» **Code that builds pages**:
··········
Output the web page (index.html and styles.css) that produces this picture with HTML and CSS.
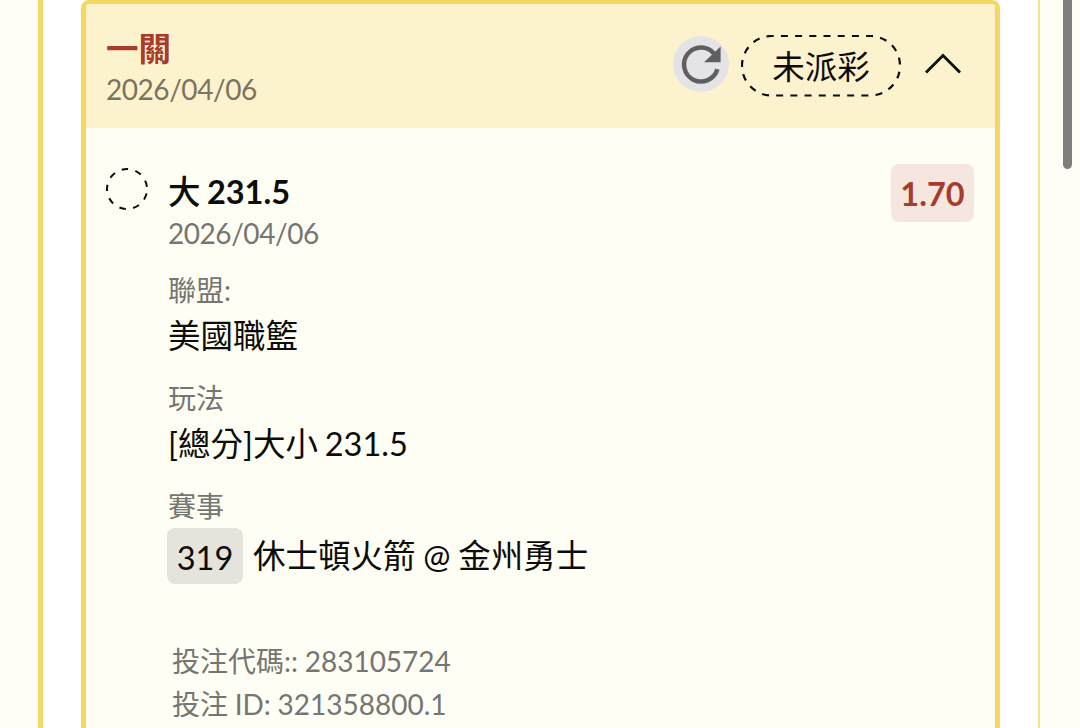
FILE: index.html
```
<!DOCTYPE html>
<html lang="zh-Hant">
<head>
    <meta charset="UTF-8">
    <title>投注紀錄</title>
    <link rel="stylesheet" href="styles.css">
</head>
<body>
<div class="main">
    <div class="panel">
        <div class="bet-card">
            <div class="bet-header">
                <div class="bet-title">
                    <div class="name">一關</div>
                    <div class="date">2026/04/06</div>
                </div>
                <div class="bet-actions">
                    <button class="refresh">
                        <svg width="56" height="56" viewBox="0 0 56 56">
                            <path d="M44.4 33.2A17 17 0 1 1 41 17.5" fill="none" stroke="#5f5f61" stroke-width="4.5"/>
                            <path d="M47.6 10.5V26.2H31z" fill="#5f5f61"/>
                        </svg>
                    </button>
                    <div class="status">
                        <svg class="status-line" width="160" height="62" viewBox="0 0 160 62">
                            <rect x="1" y="1" width="158" height="59.5" rx="29.7"/>
                        </svg>
                        <span>未派彩</span>
                    </div>
                    <svg class="arrow" width="38" height="24" viewBox="0 0 38 24">
                        <path d="M2 20.5L19 3.5L36 20.5"/>
                    </svg>
                </div>
            </div>
            <div class="bet-body">
                <svg class="pending" width="42" height="42" viewBox="0 0 42 42">
                    <circle cx="21" cy="21" r="20"/>
                </svg>
                <div class="bet-info">
                    <div class="pick"><span class="side">大</span> 231.5</div>
                    <div class="date">2026/04/06</div>
                    <div class="label">聯盟:</div>
                    <div class="value">美國職籃</div>
                    <div class="label">玩法</div>
                    <div class="value">[總分]大小 231.5</div>
                    <div class="label">賽事</div>
                    <div class="match">
                        <span class="match-no">319</span>
                        <span class="teams">休士頓火箭 @ 金州勇士</span>
                    </div>
                    <div class="codes">
                        <div>投注代碼:: 283105724</div>
                        <div>投注 ID: 321358800.1</div>
                    </div>
                </div>
                <div class="odds">1.70</div>
            </div>
        </div>
    </div>
    <div class="scroll-bar"></div>
</div>
</body>
</html>
```
FILE: styles.css
```
*{
    box-sizing: border-box;
}
body{
    margin: 0;
    background: #fffef6;
    font-family: Lato, "Noto Sans CJK TC", sans-serif;
    color: #0c0c0a;
    overflow: hidden;
}
.main{
    display: flex;
    justify-content: space-between;
    height: 728px;
    padding: 0 8px 0 38px;
    overflow: hidden;
}
.panel{
    width: 1002px;
    height: 728px;
    padding: 0 39px 0 38px;
    background: #ffffff;
    border-left: 5px solid #f3da6b;
    border-right: 2px solid #f5e290;
}
.bet-card{
    width: 919px;
    height: 760px;
    background: #fffef4;
    border: 5px solid #f3d961;
    border-top-width: 4px;
    border-radius: 8px;
    overflow: hidden;
}
.bet-header{
    display: flex;
    justify-content: space-between;
    height: 124px;
    padding: 25px 33px 0 20px;
    background: #fdf2ce;
}
.bet-title .name{
    height: 42px;
    line-height: 40px;
    font-size: 32.5px;
    font-weight: bold;
    color: #a83b2a;
}
.date{
    height: 36px;
    line-height: 36px;
    font-size: 28px;
    letter-spacing: -0.45px;
    color: #757571;
}
.bet-title .date{
    color: #7b735f;
}
.bet-actions{
    display: flex;
    align-items: flex-start;
}
.refresh{
    width: 56px;
    height: 56px;
    margin: 7px 12px 0 0;
    padding: 0;
    border: none;
    border-radius: 50%;
    background: #e4e4e6;
}
.refresh svg{
    display: block;
}
.status{
    position: relative;
    width: 160px;
    height: 62px;
    margin: 6px 23px 0 0;
    line-height: 63px;
    text-align: center;
    font-size: 32.5px;
}
.status-line{
    position: absolute;
    top: 0;
    left: 0;
    fill: none;
    stroke: #0c0c0a;
    stroke-width: 2.2;
    stroke-dasharray: 7 7.2;
    stroke-dashoffset: 5;
}
.arrow{
    margin-top: 23px;
    fill: none;
    stroke: #0c0c0a;
    stroke-width: 2.8;
}
.bet-body{
    display: flex;
    align-items: flex-start;
    padding: 36px 21px 0 20px;
}
.pending{
    margin: 4px 20px 0 0;
    fill: none;
    stroke: #0c0c0a;
    stroke-width: 2;
    stroke-dasharray: 6.5 7.463;
    stroke-dashoffset: -4.5;
}
.bet-info{
    flex: 1;
    word-spacing: -1.5px;
}
.pick{
    height: 51px;
    line-height: 56px;
    font-size: 32.5px;
    font-weight: bold;
}
.pick .side{
    font-family: "Noto Sans CJK TC", sans-serif;
    font-weight: 500;
    line-height: 1;
}
.label{
    height: 40px;
    margin-top: 20px;
    line-height: 38px;
    font-size: 28px;
    color: #757571;
}
.value{
    height: 48px;
    line-height: 49px;
    font-size: 32.5px;
}
.match{
    display: flex;
    align-items: center;
    height: 58px;
    font-size: 32.5px;
    word-spacing: -0.5px;
}
.match-no{
    width: 76px;
    height: 56px;
    margin: 0 10px 0 -1px;
    line-height: 60px;
    text-align: center;
    background: #e4e4dc;
    border-radius: 8px;
}
.teams{
    line-height: 56px;
}
.codes{
    margin: 55px 0 0 4px;
    line-height: 43px;
    font-size: 28px;
    word-spacing: -0.5px;
    color: #757571;
}
.odds{
    width: 83px;
    height: 58px;
    line-height: 60px;
    text-align: center;
    font-size: 32.5px;
    font-weight: bold;
    color: #a83b2f;
    background: #f5e7e0;
    border-radius: 8px;
}
.scroll-bar{
    width: 9px;
    height: 177px;
    margin-top: -8px;
    background: #7f7f7d;
    border-radius: 5px;
}
```
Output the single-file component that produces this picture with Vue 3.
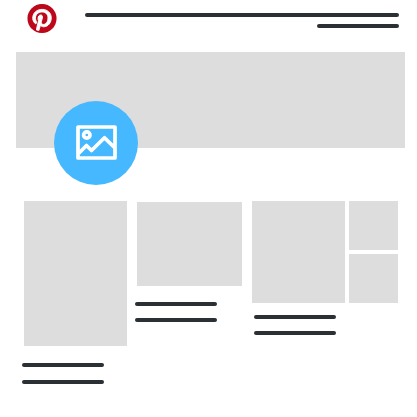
<script setup>
const boards = [
  { id: 'tall', tiles: 1 },
  { id: 'wide', tiles: 1 },
  { id: 'mosaic', tiles: 3 },
]
</script>

<template>
  <div class="page">
    <header class="header">
      <svg class="logo" viewBox="0 0 24 24" aria-hidden="true">
        <circle cx="12" cy="12" r="11.5" fill="#fff" />
        <path
          fill="#bd081c"
          stroke="#fff"
          stroke-width=".8"
          d="M12 0C5.373 0 0 5.372 0 12c0 5.084 3.163 9.426 7.627 11.174-.105-.949-.2-2.405.042-3.441.218-.937 1.407-5.965 1.407-5.965s-.359-.719-.359-1.782c0-1.668.967-2.914 2.171-2.914 1.023 0 1.518.769 1.518 1.69 0 1.029-.655 2.568-.994 3.995-.283 1.194.599 2.169 1.777 2.169 2.133 0 3.772-2.249 3.772-5.495 0-2.873-2.064-4.882-5.012-4.882-3.414 0-5.418 2.561-5.418 5.207 0 1.031.397 2.138.893 2.738a.36.36 0 0 1 .083.345l-.333 1.36c-.053.22-.174.267-.402.161-1.499-.698-2.436-2.889-2.436-4.649 0-3.785 2.75-7.262 7.929-7.262 4.163 0 7.398 2.967 7.398 6.931 0 4.136-2.607 7.464-6.227 7.464-1.216 0-2.359-.631-2.75-1.378l-.748 2.853c-.271 1.043-1.002 2.35-1.492 3.146C9.57 23.812 10.763 24 12 24c6.627 0 12-5.373 12-12 0-6.628-5.373-12-12-12z"
        />
        <circle cx="12" cy="12" r="11.4" fill="none" stroke="#bd081c" stroke-width="1.2" />
      </svg>
      <div class="header-lines">
        <span class="line line-full"></span>
        <span class="line"></span>
      </div>
    </header>

    <main>
      <section class="cover">
        <div class="avatar">
          <svg class="picture" viewBox="0 0 41 36" aria-hidden="true">
            <g fill="none" stroke="#fff" stroke-width="3.7" stroke-linejoin="round">
              <rect x="2" y="2" width="37" height="31" />
              <path d="M2.5 28.5 10.5 20.5 15.5 25.5 28.5 12.8 39 23" />
              <circle cx="10.8" cy="10" r="3.2" />
            </g>
          </svg>
        </div>
      </section>

      <section class="boards">
        <article v-for="board in boards" :key="board.id" class="board" :class="board.id">
          <div class="tiles">
            <div v-for="n in board.tiles" :key="n" class="tile"></div>
          </div>
          <div class="caption">
            <span class="line"></span>
            <span class="line"></span>
          </div>
        </article>
      </section>
    </main>
  </div>
</template>

<style>
body {
  margin: 0;
  background: #fff;
}
</style>

<style scoped>
.page {
  padding-top: 4px;
}

.header {
  display: flex;
  gap: 28px;
  padding: 0 18px 0 27px;
}

.logo {
  flex: none;
  width: 30px;
  height: 29px;
}

.header-lines {
  display: flex;
  flex: 1;
  flex-direction: column;
  align-items: flex-end;
  gap: 7px;
  padding-top: 9px;
}

.line {
  display: block;
  width: 82px;
  height: 4px;
  border-radius: 2px;
  background: #2b3035;
}

.line-full {
  width: 100%;
}

.cover {
  display: flex;
  align-items: flex-end;
  height: 96px;
  margin: 19px 12px 0 16px;
  padding-left: 38px;
  box-sizing: border-box;
  background: #ddd;
}

.avatar {
  display: flex;
  align-items: center;
  justify-content: center;
  width: 84px;
  height: 84px;
  margin-bottom: -37px;
  border-radius: 50%;
  background: #45b8ff;
}

.picture {
  width: 41px;
  height: 36px;
}

.boards {
  display: grid;
  grid-template-columns: 103fr 105fr 146fr;
  align-items: start;
  gap: 10px;
  padding: 53px 19px 24px 24px;
}

.tiles {
  display: grid;
  gap: 4px;
}

.tile {
  background: #ddd;
}

.tall .tile {
  aspect-ratio: 103 / 145;
}

.wide {
  padding-top: 1px;
}

.wide .tile {
  aspect-ratio: 105 / 84;
}

.mosaic .tiles {
  grid-template-columns: 93fr 49fr;
}

.mosaic .tile {
  aspect-ratio: 1;
}

.mosaic .tile:first-child {
  grid-row: span 2;
  aspect-ratio: auto;
}

.caption {
  display: grid;
  gap: 12px;
  margin: 16px 0 0 -2px;
}

.tall .caption {
  gap: 13px;
  margin-top: 17px;
}

.mosaic .caption {
  margin: 12px 0 0 2px;
}
</style>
··········
» **Exercise details**: Where a line contains "Output", copy that line.

» **Reply**:
Output the web page (index.html and styles.css) that produces this picture with HTML and CSS.
Output the single-file component that produces this picture with Vue 3.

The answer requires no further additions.